With the rotated projection operators eq. 1.0.5.5 takes the form

\begin{aligned}A = \frac{2}{m}\begin{bmatrix}K_1 S_1 + K_2 S_2 + 2 K_3 S_3 & K_2 S_2 - K_1 S_1 \\ K_2 S_2 - K_1 S_1 & K_1 S_1 + K_2 S_2 + 2 K_4 S_4\end{bmatrix}.\end{aligned} \hspace{\stretch{1}}(1.0.26d)

This clearly differs from eq. 1.0.16d, and results in a different expression for the eigenvectors, but the same as eq. 1.0.20.20 for the angular frequencies.
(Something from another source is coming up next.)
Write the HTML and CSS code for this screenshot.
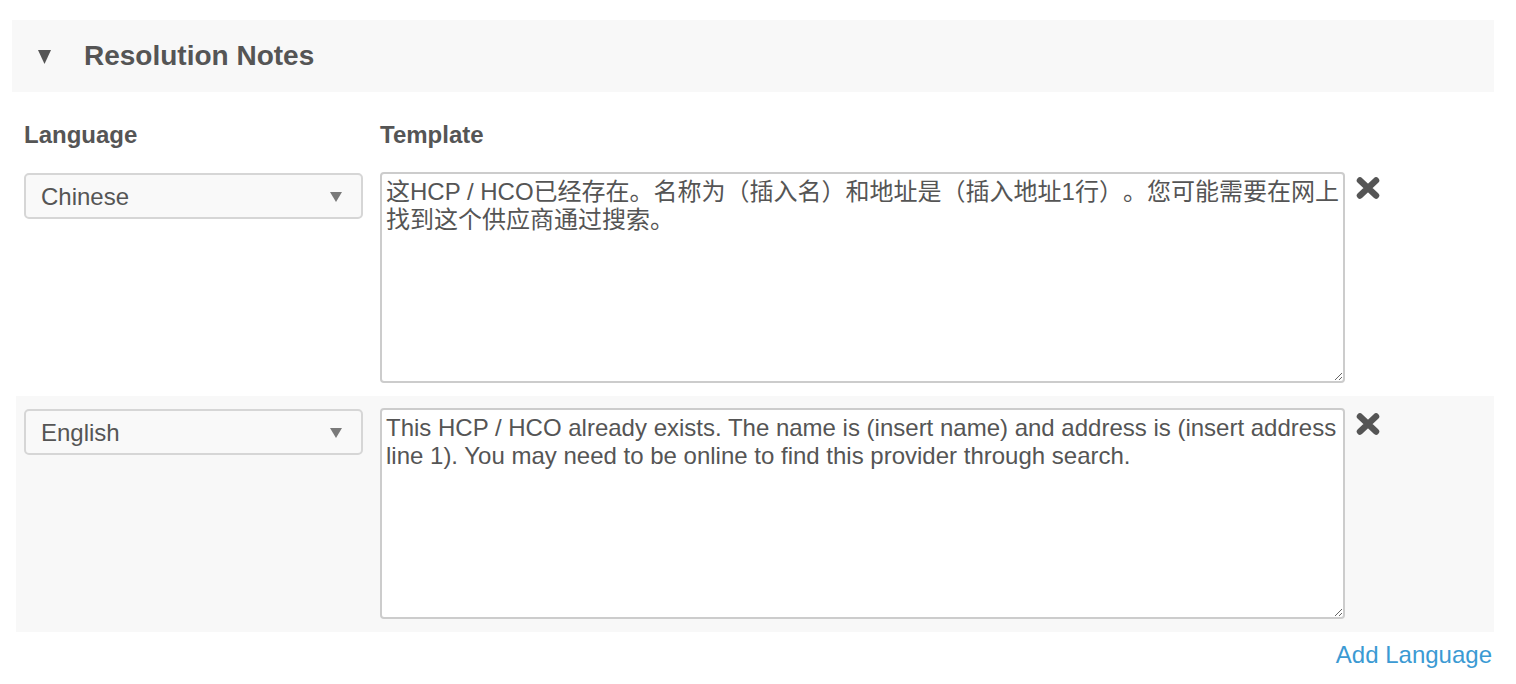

\begin{aligned}\boldsymbol{\epsilon} \propto\begin{bmatrix}K_2 S_2 - K_1 S_1 \\ K_4 S_4 - K_3 S_3 \mp \sqrt{ (K_2 S_2 - K_1 S_1)^2 + (K_3 S_3 - K_4 S_4)^2 }\end{bmatrix},\end{aligned} \hspace{\stretch{1}}(1.0.26d)

or, equivalently

\begin{aligned}\boldsymbol{\epsilon} \propto\begin{bmatrix}K_4 S_4 - K_3 S_3 \mp \sqrt{ (K_2 S_2 - K_1 S_1)^2 + (K_3 S_3 - K_4 S_4)^2 } \\ K_1 S_1 - K_2 S_2 \\ \end{bmatrix},\end{aligned} \hspace{\stretch{1}}(1.0.26d)

For the $K_1 = K_2$ and $K_3 = K_4$ case of the exam, this is

\begin{aligned}\boldsymbol{\epsilon} \propto\begin{bmatrix}K_1 (S_2 - S_1 ) \\ K_3 \left( { S_4 - S_3 \mp \sqrt{ \left( \frac{K_1}{K_3} \right)^2 (S_2 - S_1)^2 + (S_3 - S_4)^2 } } \right)\end{bmatrix}.\end{aligned} \hspace{\stretch{1}}(1.0.26d)

Similar to the horizontal coordinate system, we see that we have motion along the diagonals when

\begin{aligned}\pm \frac{a}{\sqrt{2}} (k_u - k_v) = \frac{a}{\sqrt{2}} (k_u + k_v) + 2 \pi n,\end{aligned} \hspace{\stretch{1}}(1.0.26d)

or one of

\begin{aligned}\begin{aligned}k_u &= \sqrt{2} \frac{\pi}{a} n \\ k_v &= \sqrt{2} \frac{\pi}{a} n\end{aligned}\end{aligned} \hspace{\stretch{1}}(1.0.26d)

Stability?

The exam asked why the cross coupling is required for stability. Clearly we have more complex interaction. The constant $\omega$ surfaces will also be more complex. However, I still don’t have a good intuition what exactly was sought after for that part of the question.

Numerical computations

A Manipulate allowing for choice of the spring constants and lattice orientation, as shown in fig. 1.2, is available in phy487/oneAtomBasisPhonon.nb. This interface also provides a numerical calculation of the distribution relation as shown in fig. 1.3, and provides an animation of the normal modes for any given selection of $\mathbf{q}$ and $\omega(\mathbf{q})$ (not shown).

Fig 1.2: 2D Single atom basis Manipulate interface

Fig 1.3: Sample distribution relation for 2D single atom basis.